State and Action Abstraction in Reinforcement Learning

作者:郭尚岐
  • 学号
    2015******
  • 学位
    博士
  • 电子邮箱
    198******com
  • 答辩日期
    2021.05.19
  • 导师
    陈峰
  • 学科名
    控制科学与工程
  • 页码
    141
  • 保密级别
    公开
  • 培养单位
    025 自动化系
  • 中文关键词
    强化学习,状态抽象,动作抽象,状态-动作联合抽象
  • 英文关键词
    Reinforcement Learning, State Abstraction, Temporally Abstract Action, State-Action Joint Abstraction

摘要

近年来强化学习在游戏、无人驾驶、机器人控制、药物设计等众多领域取得了突破性进展。
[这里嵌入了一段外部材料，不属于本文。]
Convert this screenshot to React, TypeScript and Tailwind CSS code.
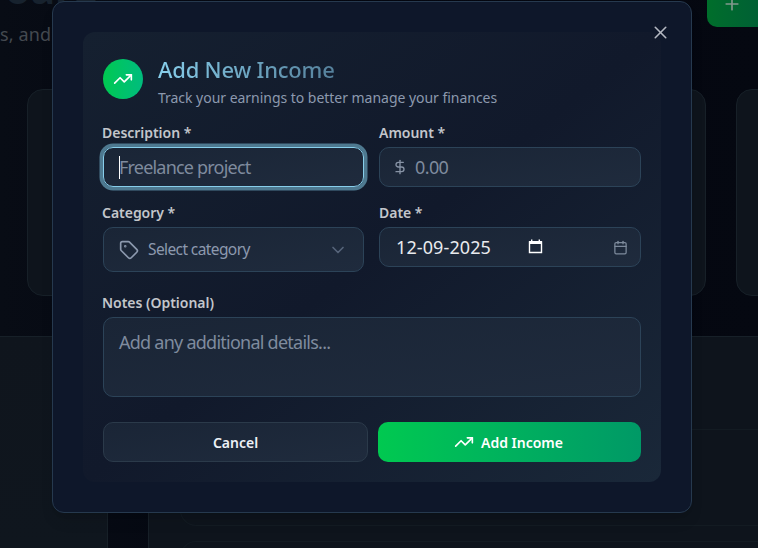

然而,目前的强化学习算法仍然面临样本需求量大、训练稳定性弱、学习效率低、探索不充分、鲁棒性差以及训练功耗大等困难。造成这些困难的原因之一在于强化学习任务的规模庞大,即状态空间大和决策总步数多。解决强化学习规模庞大问题的一种有效方法是将大规模细粒度的决策过程抽象为小规模粗粒度的决策过程,从而压缩强化学习任务的规模,降低算法优化的难度。然而,目前强化学习的抽象研究面临着动作抽象空间大、状态表示抽象鲁棒性差、状态聚类抽象难以与动作抽象相结合等关键问题。为此,本文从动作抽象、状态抽象以及状态-动作联合抽象的角度,系统性地研究了强化学习的动作抽象和状态抽象理论。本文的主要贡献如下:(1)针对抽象动作空间大的问题, 本文证明了当全局子目标抽象动作空间被约束至局部近邻子目标抽象动作域时,基于子目标抽象动作的策略不损失最优性。因此近邻约束不仅能够缩减子目标抽象动作,还能保证全局子目标空间的最优性,从而大大提高了基于子目标抽象动作的策略优化效率。为了能够高效地实现近邻约束,本文提出了一个近邻网络来计算状态之间的近邻距离。实验结果表明本文的方法优于现有基于子目标抽象动作的强化学习算法。(2)针对状态表示抽象鲁棒性差的问题,本文提出了基于脉冲变分最大期望的策略梯度算法,使得策略学习能够在多层脉冲神经网络中实现,从而能够利用脉冲神经网络的特点来提升状态表示抽象的鲁棒性。该算法建立了脉冲发放方程和变分推理之间的关系以及奖励调制突触可塑性规则和变分策略梯度之间的关系。实验结果表明本文的算法在多种噪声干扰下具有较强的鲁棒性。(3)针对状态聚类抽象与动作抽象结合难的问题,本文建立了基于近似保优度量的状态-动作抽象理论,使得状态聚类抽象能够保证抽象动作空间上的近似最优解,从而实现了状态-动作的联合抽象。为了实现可计算的状态-动作联合抽象,本文提出了一种度量学习网络来计算近似保优度量。进一步,本文提出了基于状态-动作联合抽象的强化学习算法,成功地解决了具有第一人称三维视觉输入的Doom游戏中的复杂决策任务。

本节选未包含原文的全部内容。